Common Drafting Mistakes That Trigger SEBI Queries
1. Working Capital With No Numbers
"The company intends to utilise IPO proceeds towards meeting working capital requirements" is not a disclosure. SEBI requires a specific amount, a projection table, holding period assumptions for each current asset and liability component, and the gap being funded from IPO proceeds.
BSE has sought clarifications in SME IPO filings where the forecast working capital requirement was lower than the pre-forecast period — so exchanges run a reasonableness check, not just a format check.
2. Incomplete Groundwork for Stated Projects
A documented rejection pattern involves companies stating they will use IPO proceeds to set up a factory and purchase plant and machinery — but the land has not been acquired at DRHP filing. SEBI has returned DRHPs in this situation because the project lacks an adequate preparatory basis.
By the time of filing, the following should be in place:
- Land acquisition complete, or a binding agreement signed
- Supplier quotations obtained with dates
- Vendor names confirmed
- Regulatory approvals applied for, with status disclosed

3. Over-Allocating to General Corporate Purpose
The specificity problem doesn't stop at capex. Many companies push unspecified spending into GCP to preserve flexibility. The cap exists precisely to prevent this. Using GCP as a filler for real but unstated plans regularly draws queries, and SEBI has been more aggressive about enforcement since the 2024–2025 amendments.

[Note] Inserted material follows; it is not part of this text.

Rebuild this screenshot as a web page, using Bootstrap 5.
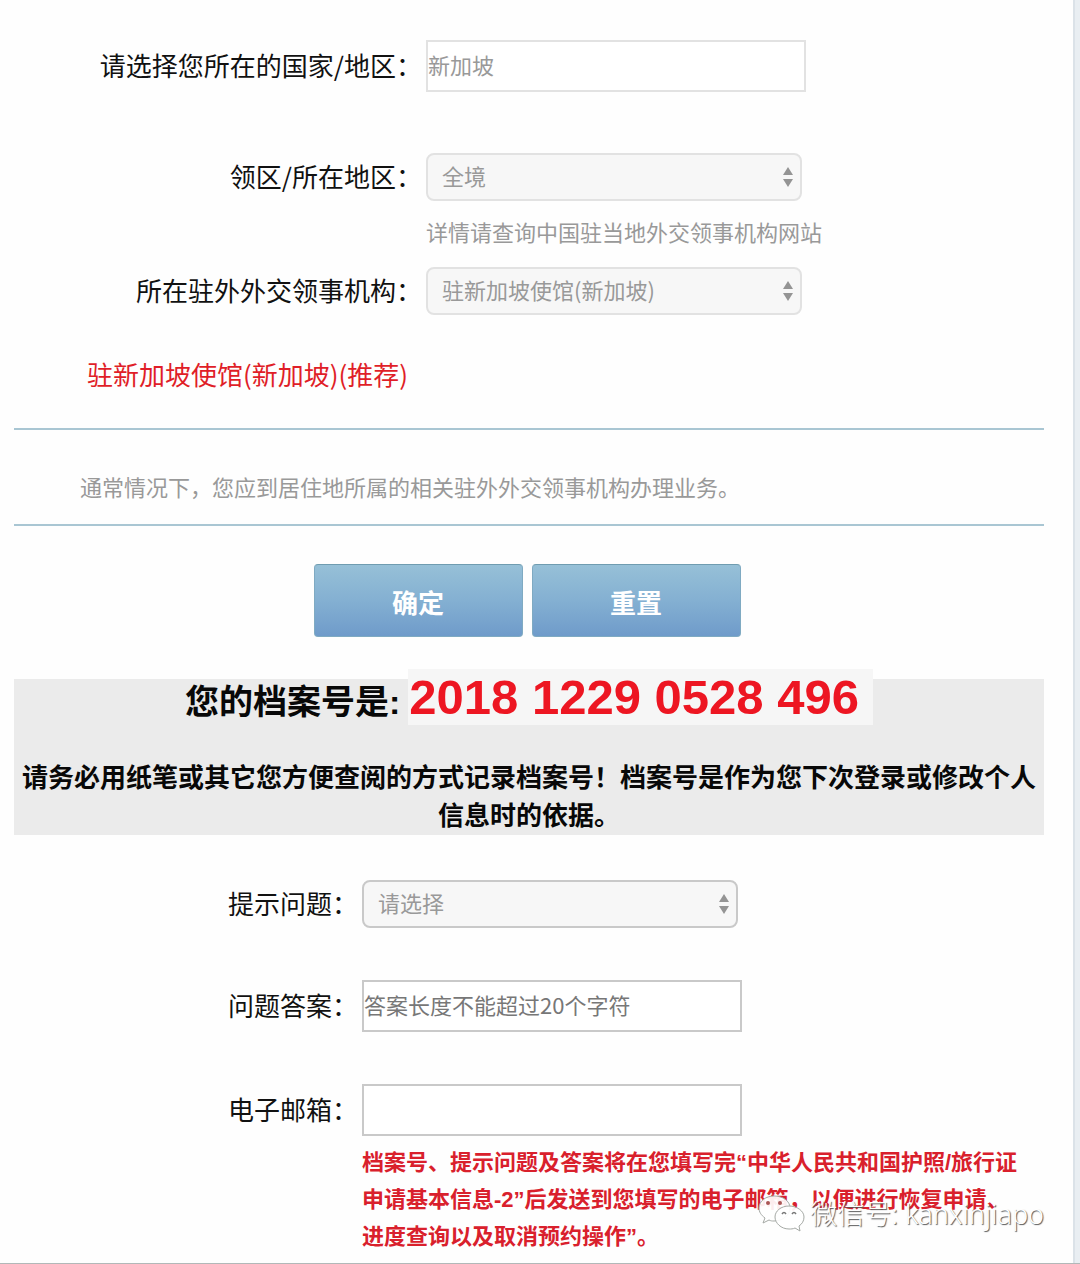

4. Deployment Schedule That Doesn't Match the Business Plan
SEBI requires a year-wise utilisation schedule. When it shows ₹15 crore in Year 1 for a factory that the "About the Business" section says will take 30 months to construct, SEBI will flag the contradiction. The deployment schedule must be realistic and internally consistent with the DRHP's own capex and operational projections.

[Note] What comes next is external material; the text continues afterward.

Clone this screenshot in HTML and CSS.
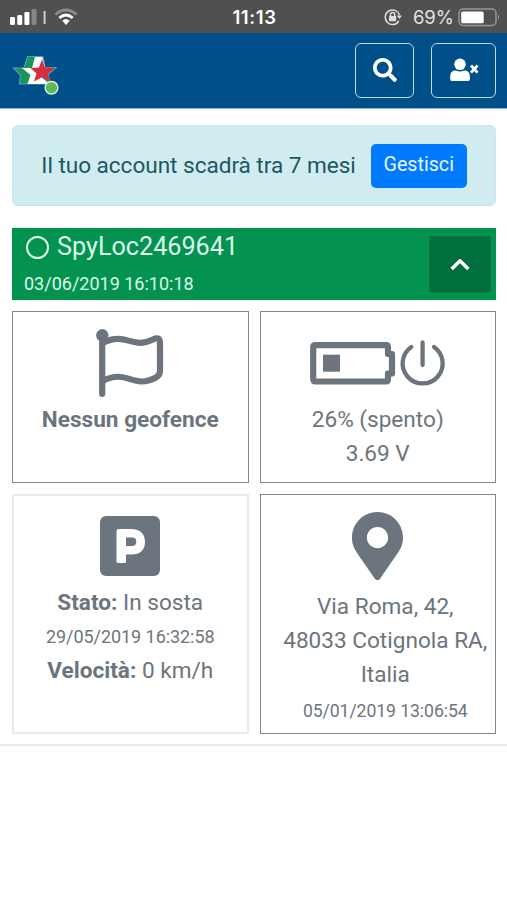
FILE: index.html
```html
<!DOCTYPE html>
<html lang="it">
<head>
<meta charset="utf-8">
<meta name="viewport" content="width=device-width, initial-scale=1">
<title>SpyLoc</title>
<link rel="stylesheet" href="styles.css">
</head>
<body>
<div class="status">
  <svg class="signal" width="68" height="18" viewBox="0 0 68 18" fill="#fff">
    <rect x="0" y="9" width="5" height="8" rx="1.2"/><rect x="7.2" y="7" width="5" height="10" rx="1.2"/><rect x="14.4" y="4" width="5" height="13" rx="1.2"/><rect x="21.6" y="1" width="5" height="16" rx="1.2" fill="#858585"/>
    <rect x="33.6" y="3" width="2" height="13" fill="#ccc"/>
    <g fill="none" stroke-width="2.8"><path d="M45.5 6.5Q56 -2.5 66.500 6.500" stroke="#8c8c8c"/><path d="M49.300 10Q56 4 62.700 10" stroke="#fff"/></g>
    <path d="M52.300 12.700Q56 9.500 59.700 12.700L56 17Z"/>
  </svg>
  <span class="clock">11:13</span>
  <div class="status-right">
    <svg width="19" height="18" viewBox="0 0 19 18" fill="none" stroke="#ddd" stroke-width="1.500"><path d="M14.800 13A7.300 7.300 0 1 1 15.500 7"/><path d="M12.800 7.500H18L15.500 11Z" fill="#ddd" stroke="none"/><rect x="5" y="8" width="7.200" height="5.200" rx=".6" fill="#ddd" stroke="none"/><path d="M6.500 8V6.500a2.100 2.100 0 0 1 4.200 0V8"/></svg>
    <span class="percent">69%</span>
    <svg width="43" height="19" viewBox="0 0 43 19"><rect x="1" y="1" width="37" height="16.500" rx="4" fill="none" stroke="#969696" stroke-width="1.500"/><rect x="3.200" y="3.400" width="22.500" height="11.800" rx="1.500" fill="#fff"/><path d="M40 6.500q2.500 2.700 0 5.500z" fill="#969696"/></svg>
  </div>
</div>
<header class="navbar">
  <svg class="logo" width="48" height="44" viewBox="0 0 48 44">
    <path d="M15.500 3.500H30.800L33 14.500H44L36 21.500L38.500 31H7.500L8.500 22L1.500 15H12Z" fill="#16965b" stroke="#5a9cb1" stroke-width="1.200"/>
    <path d="M23 4H30.300L33 14L25 31H15.500L18.500 22L10 15H20Z" fill="#fff"/>
    <path d="M29 24L38 31H22Z" fill="#fff"/>
    <path d="M30 6.300L33 14.500L43 15L35.700 20.500L38 28.500L30 24.300L22 28.500L24.500 20.500L18.500 15L27 14.500Z" fill="#d92b42"/>
    <circle cx="39.500" cy="34.700" r="6.400" fill="#5cba57" stroke="#e9f5ed" stroke-width="1.300"/>
  </svg>
  <div class="nav-actions">
    <button class="nav-btn search" aria-label="Cerca"><svg width="24" height="24" viewBox="0 0 512 512" fill="#fff"><path d="M505 442.700L405.300 343c-4.500-4.500-10.600-7-17-7H372c27.600-35.300 44-79.700 44-128C416 93.100 322.900 0 208 0S0 93.100 0 208s93.100 208 208 208c48.300 0 92.700-16.400 128-44v16.300c0 6.400 2.500 12.500 7 17l99.700 99.700c9.400 9.400 24.600 9.400 33.900 0l28.300-28.300c9.400-9.400 9.400-24.600.1-34zM208 336c-70.700 0-128-57.200-128-128 0-70.700 57.200-128 128-128 70.700 0 128 57.200 128 128 0 70.700-57.200 128-128 128z"/></svg></button>
    <button class="nav-btn user" aria-label="Esci"><svg width="30" height="24" viewBox="0 0 30 24" fill="#fff"><circle cx="11" cy="6.300" r="5.800"/><path d="M1.200 21V18.500Q1.200 12.600 7 12.600Q11 14.600 15 12.600Q20.900 12.600 20.900 18.500V21Q20.900 23 19 23H3Q1.200 23 1.200 21Z"/><path d="M22 7.500L28.500 14.700M28.500 7.500L22 14.700" stroke="#fff" stroke-width="2.700"/></svg></button>
  </div>
</header>
<main>
  <section class="alert"><span>Il tuo account scadrà tra 7 mesi</span><button class="manage">Gestisci</button></section>
  <section class="device">
    <div class="device-info">
      <h1><i class="ring"></i>SpyLoc2469641</h1>
      <p>03/06/2019 16:10:18</p>
    </div>
    <button class="toggle" aria-label="Comprimi"><svg width="20" height="13" viewBox="0 0 20 13" fill="none" stroke="#fff" stroke-width="3.400"><path d="M1.700 11L10 2.800L18.300 11" stroke-linejoin="round"/></svg></button>
  </section>
  <section class="cards">
    <article class="card">
      <div class="icon flag"><svg width="68" height="68" viewBox="0 0 68 68"><circle cx="6.300" cy="6.300" r="6.200" fill="#6c757d"/><path d="M6.200 6V65" stroke="#6c757d" stroke-width="6.200" stroke-linecap="round"/><path d="M6.300 14C31 2 35 21 57 10.500Q64 7 64 14V42Q64 46 60 48.500C36 61 32 39 6.300 52" fill="none" stroke="#6c757d" stroke-width="6.200"/></svg></div>
      <b>Nessun geofence</b>
    </article>
    <article class="card">
      <div class="icon battery"><svg width="136" height="47" viewBox="0 0 136 47" fill="none" stroke="#6c757d"><path d="M5.500 5.200H76Q78 5.200 78 7.500V14H82V33.500H78V39Q78 41.500 76 41.500H5.500Q3.200 41.500 3.200 39V7.500Q3.200 5.200 5.500 5.200Z" stroke-width="6.200" stroke-linejoin="round"/><path d="M13 14.700h17v17h-17z" fill="#6c757d" stroke="none"/><path d="M101.300 7A20 20 0 1 0 124 7M112.600 2.500V25" stroke-width="4.300" stroke-linecap="round"/></svg></div>
      <span>26% (spento)</span>
      <span>3.69 V</span>
    </article>
    <article class="card muted">
      <div class="icon parking"><svg width="60" height="60" viewBox="0 0 60 60"><rect width="60" height="60" rx="6" fill="#6c757d"/><path fill-rule="evenodd" d="M18.500 13H31.500C40 13 45 18 45 26S40 38.500 31.500 38.500H26V45.500Q26 47 24.500 47H18Q16.500 47 16.500 45.500V15Q16.500 13 18.500 13ZM26 21.500V30H32Q36.300 30 36.300 25.700Q36.300 21.500 32 21.500Z" fill="#fff"/></svg></div>
      <span><b>Stato:</b> In sosta</span>
      <small>29/05/2019 16:32:58</small>
      <span><b>Velocità:</b> 0 km/h</span>
    </article>
    <article class="card address">
      <div class="icon pin"><svg width="51" height="68" viewBox="0 0 384 512" fill="#6c757d"><path d="M172.268 501.670C26.970 291.031 0 269.413 0 192 0 85.961 85.961 0 192 0s192 85.961 192 192c0 77.413-26.970 99.031-172.268 309.670-9.535 13.774-29.930 13.773-39.464 0zM192 272c44.183 0 80-35.817 80-80s-35.817-80-80-80-80 35.817-80 80 35.817 80 80 80z"/></svg></div>
      <span>Via Roma, 42,<br>48033 Cotignola RA,<br>Italia</span>
      <small>05/01/2019 13:06:54</small>
    </article>
  </section>
</main>
</body>
</html>
```

FILE: styles.css
```css
* { box-sizing: border-box; }
body { margin: 0; background: #fff; font-family: Roboto, sans-serif; font-size: 22.6px; line-height: 34.2px; color: #6c757d; }
button { font: inherit; padding: 0; display: flex; align-items: center; justify-content: center; }
svg { display: block; flex: none; }
.status { height: 33px; background: #505050; display: grid; grid-template-columns: 1fr auto 1fr; align-items: center; padding: 1px 8px 0 10px; color: #fff; font-family: Inter, sans-serif; font-size: 18.5px; line-height: 32px; }
.clock { font-weight: 600; letter-spacing: .6px; }
.status-right { display: flex; justify-content: flex-end; align-items: center; }
.percent { color: #e2e2e2; margin: 0 4px 0 10px; }
.status-right { margin-right: -2px; }
.navbar { height: 76px; background: #004f89; border-bottom: 1px solid #8fb1ca; display: flex; justify-content: space-between; padding: 10px 11px 0 12px; }
.logo { margin-top: 10px; }
.nav-actions { display: flex; gap: 17px; }
.nav-btn { height: 55px; background: transparent; border: 1.500px solid #b9dcf4; border-radius: 6px; }
.search { width: 59px; padding-bottom: 2px; }
.user { width: 65px; padding-bottom: 2px; }
main { padding: 16px 11px 0 12px; border-bottom: 2px solid #e9eaec; height: 637px; }
.alert { height: 81px; border: 1px solid #c5e8ed; border-radius: 6px; background: #d0ecf0; color: #1c5862; display: flex; align-items: center; justify-content: center; gap: 15px; }
.alert span { padding-top: 2px; letter-spacing: -.04px; }
.manage { width: 96px; height: 44px; background: #007bff; border: 0; border-radius: 5px; color: #e8f4ff; font-size: 19.700px; }
.device { margin-top: 22px; height: 72px; background: #049251; color: #dcf8e9; display: flex; justify-content: space-between; }
.device-info { padding: 4px 0 0 12px; }
h1 { margin: 0; font-size: 25.200px; font-weight: 400; line-height: 30px; display: flex; align-items: center; }
.ring { width: 23px; height: 23px; border: 2.500px solid #dcf8e9; border-radius: 50%; margin: 0 8px 0 2px; }
.device p { margin: 8px 0 0; font-size: 18px; line-height: 27px; }
.toggle { width: 62px; height: 57px; margin: 8px 5px 0 0; background: #006f3d; border: 1px solid #087945; border-radius: 2px; }
.cards { margin-top: 11px; display: grid; grid-template-columns: 1fr 1fr; grid-template-rows: 172px 240px; gap: 11px; }
.card { border: 1.500px solid #7f8588; display: flex; flex-direction: column; align-items: center; text-align: center; white-space: nowrap; }
.muted { border: 2px solid #e9eaec; }
.icon { height: 91px; display: flex; flex: none; }
.flag { padding-top: 17px; }
.battery { padding-top: 28px; }
.parking { padding-top: 20px; height: 90px; }
.pin { height: 95px; padding-top: 17px; }
.muted small { line-height: 34px; }
.address > span { padding-left: 15px; }
.address small { padding-left: 15px; line-height: 36px; }
small { font-size: 18px; letter-spacing: -.06px; }
.address small { font-size: 17.600px; }
```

Before filing, cross-check your schedule against:
- Projected construction or installation timelines in the business section
- Capex phasing assumptions in financial projections
- Regulatory or environmental clearance timelines affecting deployment
5. Routing Proceeds Through Intermediary Entities Without Full Disclosure
When IPO funds flow to a subsidiary that then deploys them for the actual project, every layer must be disclosed. Stating only the top-level investment without showing how the subsidiary uses those funds is treated as an incomplete Objects section. SEBI requires fund flow to be traceable to the end use: not just to the first recipient entity, but to the specific project or expense it ultimately funds.
General Corporate Purpose: Rules, Caps, and Disclosure
What GCP Can Cover
General Corporate Purpose is a legitimate use category for:
- Hiring and human resource costs
- Brand building and marketing activities
- Renovation or minor capital expenditure not covered under a specific CapEx object
- Ordinary course business expenses
- Contingencies
GCP cannot fund identified but undisclosed projects, nor can it serve as a workaround for the auditor certification requirement that applies to specific stated objects.
The Caps
| IPO Category | GCP Cap |
|---|---|
| Mainboard | GCP + unidentified inorganic acquisitions combined cannot exceed 25% of total issue proceeds |
| SME | 10% of amount raised or ₹10 crore, whichever is less (proposed, SEBI January 2025 Board memorandum) |

Verify the SME threshold against the consolidated ICDR Regulations before filing. Issue-related expenses (IPO costs) are typically folded into the GCP disclosure.
What the GCP Disclosure Must Include
- The total GCP amount
- Broad categories for which it may be used
- Confirmation of board approval for the GCP usage framework
- A statement that actual deployment will be at the board's discretion within the permitted scope
GCP does not require auditor certification for individual sub-uses. That flexibility is the trade-off for the cap: more drafting discretion, but a hard ceiling on quantum.
Frequently Asked Questions
What is the object of the issue in a DRHP?
The Objects of the Issue section discloses the specific purposes for which a company intends to use IPO proceeds, with quantified amounts allocated to each purpose — such as capital expenditure, working capital, debt repayment, or general corporate purposes. Disclosure is mandatory under Schedule VI of the SEBI ICDR Regulations, 2018, and every stated object must be supported by documentary evidence.
What are the components of a DRHP?
A DRHP contains multiple mandatory chapters — risk factors, financials, capital structure, promoter details, and industry overview, among others. The Objects of the Issue chapter sits at the centre of SEBI's review because it directly links public money to specific business purposes, with every line item subject to scrutiny and auditor certification.
What happens if the Objects of the Issue section is rejected by SEBI?
For minor deficiencies, SEBI issues a clarification notice requiring targeted corrections before the review continues. If the DRHP is formally returned, the company must address all deficiencies and refile — refer to SEBI Circular SEBI/HO/CFD/PoD-1/P/CIR/2024/009 for the return and resubmission framework. Filing fees are not refunded in either case.
Can a company change the use of proceeds after the DRHP is filed?
Changes to stated objects after DRHP filing require board and shareholder approval, and material changes may require refiling. Minor revisions to fresh issue size are subject to SEBI's April 2026 guidance, but the core business objectives and use of proceeds must remain consistent with what was filed.
Does every stated use of IPO proceeds require statutory auditor certification?
Yes. Each stated use requires auditor certification covering cost estimates, funds already deployed, and outstanding loan balances where applicable. Under the 2025 ICDR amendments, an ICAI-registered CA with peer review certification is also acceptable — particularly for loans held by subsidiaries or periods not yet audited by the current statutory auditor.